Today’s the one-year anniversary of the most recent terrorist attacks in Paris, including the Bataclan music venue. In that assault, the gunmen began the slaughter unopposed; not one audience member amongst the approximately 1500 ticket holders was armed in their own own defense. It took armed French police two hours and forty minutes to end the incident. But not before the Islamic terrorists murdered 89 concert goers and injured over 200 more, some grievously.
“Sarah Marrer, 18, from Lille, said it was important to ‘show that we’re not afraid’,” theguardian.com reports from the memorial concert marking the anniversary of the Bataclan bloodbath.. “’I think it’s important that every French person and everyone can come here and enjoy and show that it’s not over.’” And I think it’s important that we learn from our mistakes.
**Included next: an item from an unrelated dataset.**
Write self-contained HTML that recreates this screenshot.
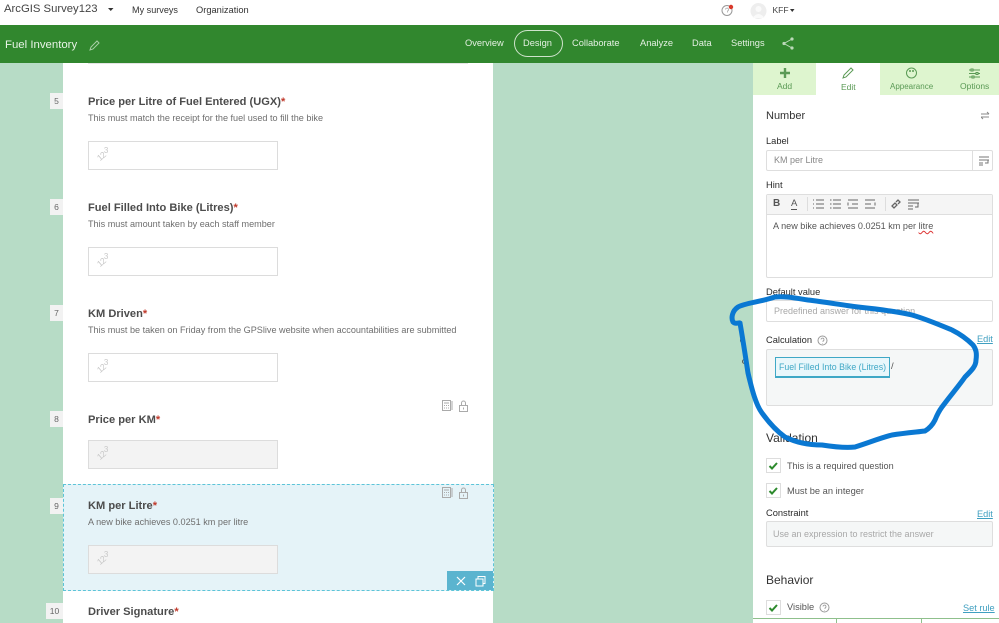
<!DOCTYPE html>
<html><head><meta charset="utf-8"><style>
html,body{margin:0;padding:0}
body{width:999px;height:623px;overflow:hidden;position:relative;background:#fff;font-family:"Liberation Sans",sans-serif;color:#4a4a4a}
.a{position:absolute;white-space:nowrap}
.n{position:absolute;background:#f2f2f2;color:#666;font-size:8.5px;text-align:center;line-height:16px;height:16px}
.q{position:absolute;left:88px;font-size:11.1px;font-weight:bold;color:#4c4c4c;white-space:nowrap}
.q i{color:#c0392b;font-style:normal}
.h{position:absolute;left:88px;font-size:9.1px;color:#6e6e6e;white-space:nowrap}
.i{position:absolute;left:88px;width:187.500px;height:26.500px;border:1.500px solid #dcdcdc;background:#fff}
.i.g{background:#f3f3f3}
.i span{position:absolute;left:8px;top:8px;font-size:8.500px;line-height:10px;letter-spacing:-.6px;color:#c8c8c8;transform:rotate(-40deg)}
.i span b{position:relative;top:-2px;left:1px;font-weight:normal;font-size:8px;display:inline-block;transform:rotate(40deg)}
.l{position:absolute;left:766px;font-size:9.300px;color:#2b2b2b;white-space:nowrap}
.b{position:absolute;box-sizing:border-box;border:1px solid #dedede;border-radius:2px;background:#fff;font-size:9px;color:#a8a8a8;white-space:nowrap}
.c{position:absolute;left:766px;width:15px;height:15px;box-sizing:border-box;border:1px solid #ddd;background:#fff}
.lnk{position:absolute;font-size:9.200px;color:#3f9fc0;text-decoration:underline;white-space:nowrap}
.t{position:absolute;font-size:8.500px;color:#5a9a55;text-align:center;white-space:nowrap}
.nv{position:absolute;top:38px;font-size:9.300px;color:#e4f0e2;white-space:nowrap}
</style></head><body>
<div class="a" style="left:4px;top:3px;font-size:11.300px;color:#444">ArcGIS Survey123</div>
<svg class="a" style="left:108px;top:8px" width="6" height="4"><path d="M0 0h5.500L2.750 3z" fill="#333"/></svg>
<div class="a" style="left:132px;top:5px;font-size:9.100px;color:#333">My surveys</div>
<div class="a" style="left:196px;top:5px;font-size:9.300px;color:#333">Organization</div>
<svg class="a" style="left:720px;top:3px" width="16" height="14"><circle cx="7" cy="7.500" r="5" fill="#fff" stroke="#999"/><path d="M5.500 6.500a1.500 1.500 0 112 1.500v1.500" fill="none" stroke="#aaa" stroke-width=".8"/><circle cx="11" cy="4" r="2.200" fill="#d9392b"/></svg>
<svg class="a" style="left:750px;top:2px" width="18" height="18"><circle cx="8.500" cy="9" r="8" fill="#eee"/><circle cx="8.500" cy="7" r="3" fill="#fafafa"/><path d="M2.500 16q6-8 12 0z" fill="#fafafa"/></svg>
<div class="a" style="left:772.500px;top:5px;font-size:8.500px;color:#444">KFF</div>
<svg class="a" style="left:790px;top:9px" width="5" height="4"><path d="M0 0h4.500L2.250 3z" fill="#333"/></svg>

<div class="a" style="left:0;top:25px;width:999px;height:38px;background:#31872e"></div>
<div class="a" style="left:5px;top:38.500px;font-size:11.400px;color:#e8f3e6">Fuel Inventory</div>
<svg class="a" style="left:89px;top:39px" width="12" height="12"><path d="M1 11l1-3 6-6 2 2-6 6z" fill="none" stroke="#a9cfa6"/></svg>
<div class="nv" style="left:465px">Overview</div>
<div class="a" style="left:514px;top:30px;width:47px;height:25px;border:1px solid #cfe3cc;border-radius:14px"></div>
<div class="nv" style="left:523px">Design</div>
<div class="nv" style="left:572px">Collaborate</div>
<div class="nv" style="left:640px">Analyze</div>
<div class="nv" style="left:692px">Data</div>
<div class="nv" style="left:731px">Settings</div>
<svg class="a" style="left:782px;top:37px" width="13" height="13"><path d="M10 2L2 6.500 10 11" fill="none" stroke="#bcd9b9"/><circle cx="10" cy="2" r="1.600" fill="#bcd9b9"/><circle cx="2" cy="6.500" r="1.600" fill="#bcd9b9"/><circle cx="10" cy="11" r="1.600" fill="#bcd9b9"/></svg>

<div class="a" style="left:0;top:63px;width:753px;height:560px;background:#b7dcc6"></div>
<div class="a" style="left:63px;top:63px;width:430px;height:560px;background:#fff"></div>
<div class="a" style="left:88px;top:63px;width:380px;height:1px;background:#e4e4e4"></div>

<div class="n" style="left:50px;top:93px;width:13px">5</div>
<div class="q" style="top:96px">Price per Litre of Fuel Entered (UGX)<i>*</i></div>
<div class="h" style="top:113px">This must match the receipt for the fuel used to fill the bike</div>
<div class="i" style="top:141px"><span>12<b>3</b></span></div>

<div class="n" style="left:50px;top:199px;width:13px">6</div>
<div class="q" style="top:202px">Fuel Filled Into Bike (Litres)<i>*</i></div>
<div class="h" style="top:219px">This must amount taken by each staff member</div>
<div class="i" style="top:247px"><span>12<b>3</b></span></div>

<div class="n" style="left:50px;top:305px;width:13px">7</div>
<div class="q" style="top:308px">KM Driven<i>*</i></div>
<div class="h" style="top:325px">This must be taken on Friday from the GPSlive website when accountabilities are submitted</div>
<div class="i" style="top:353px"><span>12<b>3</b></span></div>

<div class="n" style="left:50px;top:411px;width:13px">8</div>
<div class="q" style="top:414px">Price per KM<i>*</i></div>
<div class="i g" style="top:440px"><span>12<b>3</b></span></div>

<div class="a" style="left:63px;top:484px;width:429px;height:105px;background:#e5f3f8;border:1px dashed #5cc4d8"></div>
<div class="n" style="left:50px;top:498px;width:13px">9</div>
<div class="q" style="top:500px">KM per Litre<i>*</i></div>
<div class="h" style="top:517px">A new bike achieves 0.0251 km per litre</div>
<div class="i g" style="top:545px"><span>12<b>3</b></span></div>
<div class="a" style="left:447px;top:571px;width:46px;height:19px;background:#5bb4cf"></div>
<svg class="a" style="left:447px;top:571px" width="46" height="19"><path d="M10 6l8 8M18 6l-8 8" stroke="#fff" stroke-width="1.200"/><path d="M29 8h7v7h-7zM31 8V5.500h7v7h-2" fill="none" stroke="#fff"/></svg>

<svg class="a" style="left:441px;top:399px" width="30" height="13"><g fill="none" stroke="#aaa"><rect x="1.500" y="1.500" width="8" height="10"/><path d="M3 4h5M3 6.500h1M5 6.500h1M7 6.500h1M3 9h1M5 9h1M7 9h1M11 2v9"/><rect x="18.500" y="6.500" width="8" height="6"/><path d="M20.500 6V4a2 2 0 014 0v2"/><path d="M22.500 8.500v2"/></g></svg>
<svg class="a" style="left:441px;top:486px" width="30" height="13"><g fill="none" stroke="#aaa"><rect x="1.500" y="1.500" width="8" height="10"/><path d="M3 4h5M3 6.500h1M5 6.500h1M7 6.500h1M3 9h1M5 9h1M7 9h1M11 2v9"/><rect x="18.500" y="6.500" width="8" height="6"/><path d="M20.500 6V4a2 2 0 014 0v2"/><path d="M22.500 8.500v2"/></g></svg>

<div class="n" style="left:46px;top:603px;width:17px">10</div>
<div class="q" style="top:606px">Driver Signature<i>*</i></div>

<div class="a" style="left:753px;top:63px;width:246px;height:560px;background:#fff"></div>
<div class="a" style="left:753px;top:63px;width:63px;height:32px;background:#def5cf"></div>
<div class="a" style="left:880px;top:63px;width:119px;height:32px;background:#def5cf"></div>
<svg class="a" style="left:779px;top:67px" width="12" height="12"><path d="M6 1v10M1 6h10" stroke="#5a9a55" stroke-width="2.400"/></svg>
<svg class="a" style="left:842px;top:67px" width="12" height="12"><path d="M1 11l1-3 7-7 2 2-7 7z" fill="none" stroke="#5a9a55"/></svg>
<svg class="a" style="left:905px;top:67px" width="13" height="12"><circle cx="6.500" cy="6" r="5" fill="none" stroke="#5a9a55"/><circle cx="5" cy="4" r="1" fill="#5a9a55"/><circle cx="8" cy="4" r="1" fill="#5a9a55"/></svg>
<svg class="a" style="left:968px;top:68px" width="13" height="11"><path d="M1 2h11M1 5.500h11M1 9h11" stroke="#5a9a55"/><rect x="3" y="1" width="2" height="2" fill="#def5cf" stroke="#5a9a55"/><rect x="8" y="4.500" width="2" height="2" fill="#def5cf" stroke="#5a9a55"/><rect x="4" y="8" width="2" height="2" fill="#def5cf" stroke="#5a9a55"/></svg>
<div class="t" style="left:777px;top:81px">Add</div>
<div class="t" style="left:841px;top:82px">Edit</div>
<div class="t" style="left:890px;top:82px;font-size:8px">Appearance</div>
<div class="t" style="left:960px;top:81px">Options</div>

<div class="a" style="left:766px;top:110px;font-size:11px;color:#333">Number</div>
<svg class="a" style="left:981px;top:111px" width="9" height="9"><path d="M0 3h8M6 1l2 2M8 6H0M2 8L0 6" fill="none" stroke="#888"/></svg>
<div class="l" style="top:136px">Label</div>
<div class="b" style="left:766px;top:150px;width:227px;height:21px;padding:4px 7px;font-size:9px;color:#888">KM per Litre</div>
<div class="a" style="left:972px;top:150px;width:1px;height:21px;background:#dedede"></div>
<svg class="a" style="left:978px;top:156px" width="12" height="10"><path d="M1 1h10M1 4h10M1 7h4M1 9h4M10 4v3H7" fill="none" stroke="#777"/></svg>
<div class="l" style="top:180px">Hint</div>
<div class="b" style="left:766px;top:194px;width:227px;height:84px"></div>
<div class="a" style="left:767px;top:195px;width:225px;height:19px;background:#f5f5f5;border-bottom:1px solid #dedede"></div>
<div class="a" style="left:773px;top:198px;font-size:10px;font-weight:bold;color:#555">B</div>
<div class="a" style="left:791px;top:198px;font-size:9.500px;color:#555;border-bottom:1px solid #555;line-height:11px">A</div>
<svg class="a" style="left:807px;top:196px" width="112" height="16"><g stroke="#666" fill="none"><path d="M.5 1v14M78.500 1v14" stroke="#ddd"/><path d="M9 4h8M9 8h8M9 12h8M6 4h1M6 8h1M6 12h1M26 4h8M26 8h8M26 12h8M23 4h1.500M23 8h1.500M23 12h1.500M41 4h10M45 8h6M41 12h10M41 6.500v3M58 4h10M58 8h6M58 12h10M68 6.500v3"/><path d="M85 10l3-3 2 2-3 3-2-2zM89 6l2-2 2 2-2 2" stroke-width="1.300"/><path d="M101 4h11M101 7h11M101 10h5M101 13h5M111 7v4h-3"/></g></svg>
<div class="a" style="left:773px;top:221px;font-size:9.100px;color:#555">A new bike achieves 0.0251 km per <span style="text-decoration:underline wavy #d33;text-decoration-thickness:1px">litre</span></div>
<div class="l" style="top:287px">Default value</div>
<div class="b" style="left:766px;top:300px;width:227px;height:22px;padding:5px 7px">Predefined answer for this question</div>
<div class="l" style="top:335px">Calculation</div>
<svg class="a" style="left:817px;top:335px" width="11" height="11"><circle cx="5.500" cy="5.500" r="4.500" fill="none" stroke="#999"/><path d="M4 4.500a1.500 1.500 0 112 1.500v1M5.500 8.500v.5" fill="none" stroke="#999" stroke-width=".8"/></svg>
<div class="lnk" style="left:977px;top:334px">Edit</div>
<div class="b" style="left:766px;top:349px;width:227px;height:57px;background:#f5f7f7"></div>
<div class="a" style="left:775px;top:357px;box-sizing:border-box;width:115px;height:21px;background:#e9f7fb;border:1px solid #3fa8c6;border-bottom-width:2px;font-size:8.800px;line-height:18px;text-align:center;color:#3fa8c6">Fuel Filled Into Bike (Litres)</div>
<div class="a" style="left:891px;top:361px;font-size:9.500px;color:#555">/</div>
<div class="a" style="left:766px;top:431px;font-size:12px;color:#333">Validation</div>
<div class="c" style="top:458px"></div><div class="c" style="top:483px"></div><div class="c" style="top:600px"></div>
<svg class="a" style="left:766px;top:458px" width="15" height="15"><path d="M3.500 8l2.500 2.500 5-5.500" fill="none" stroke="#2d8a2d" stroke-width="2"/></svg>
<svg class="a" style="left:766px;top:483px" width="15" height="15"><path d="M3.500 8l2.500 2.500 5-5.500" fill="none" stroke="#2d8a2d" stroke-width="2"/></svg>
<svg class="a" style="left:766px;top:600px" width="15" height="15"><path d="M3.500 8l2.500 2.500 5-5.500" fill="none" stroke="#2d8a2d" stroke-width="2"/></svg>
<div class="a" style="left:787px;top:461px;font-size:9.100px;color:#555">This is a required question</div>
<div class="a" style="left:787px;top:486px;font-size:9.300px;color:#555">Must be an integer</div>
<div class="l" style="top:508px">Constraint</div>
<div class="lnk" style="left:977px;top:509px">Edit</div>
<div class="b" style="left:766px;top:521px;width:227px;height:26px;background:#f5f7f7;padding:7px 6px">Use an expression to restrict the answer</div>
<div class="a" style="left:766px;top:573px;font-size:12px;color:#333">Behavior</div>
<div class="a" style="left:787px;top:602px;font-size:9.300px;color:#555">Visible</div>
<svg class="a" style="left:819px;top:602px" width="11" height="11"><circle cx="5.500" cy="5.500" r="4.500" fill="none" stroke="#999"/><path d="M4 4.500a1.500 1.500 0 112 1.500v1M5.500 8.500v.5" fill="none" stroke="#999" stroke-width=".8"/></svg>
<div class="lnk" style="left:963px;top:603px">Set rule</div>
<div class="a" style="left:753px;top:618px;width:246px;height:1px;background:#8fc08c"></div>
<div class="a" style="left:836px;top:618px;width:1px;height:5px;background:#8fc08c"></div>
<div class="a" style="left:921px;top:618px;width:1px;height:5px;background:#8fc08c"></div>
<div class="a" style="left:740px;top:338px;width:5px;height:5px;border-radius:50%;background:#444"></div>
<div class="a" style="left:742px;top:359px;width:3px;height:3px;border-radius:50%;border:1px solid #555"></div>

<svg class="a" style="left:0;top:0" width="999" height="623"><path d="M808 300C795 298 785 296 775 297C760 302 745 303 738 307C732 311 731 318 733 322C736 325 739 322 740 323C743 340 746 360 748 373C752 390 756 405 762 413C770 424 778 432 785 437C797 443 810 445 822 445C835 447 847 448 855 447C868 443 880 438 892 435C905 433 917 432 925 431C930 428 933 424 935 420C937 415 939 411 942 407C950 396 958 387 965 377C972 370 976 366 976 360C977 353 976 349 973 345C967 339 960 334 952 330C940 325 926 319 912 315C895 311 877 309 858 307C842 305 825 302 808 300Z" fill="none" stroke="#0a78d2" stroke-width="5" stroke-linecap="round"/></svg>
</body></html>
Gathering large numbers of people in a relatively small space without anyone having any effective means of self-defense — save running or playing dead — is an open invitation to those who want to kill us en masse. Instead of celebrating the fact that “we’re still here,” that “we’re not going to let terrorists spoil our fun,” we should be tooling-up and declaring “never again.” Never again will you find us easy prey. If you try and kill us we will kill you — as quickly as possible.
When did the idea that simply “carrying on” after terrorist carnage represents some kind of moral victory take root? What will it take to wake-up America to the danger we face — and eliminate the insanity of “gun free zones”? If Sandy Hook, Bataclan and the Pulse nightclub didn’t do it, what will? Take a minute to think about that, if you dare.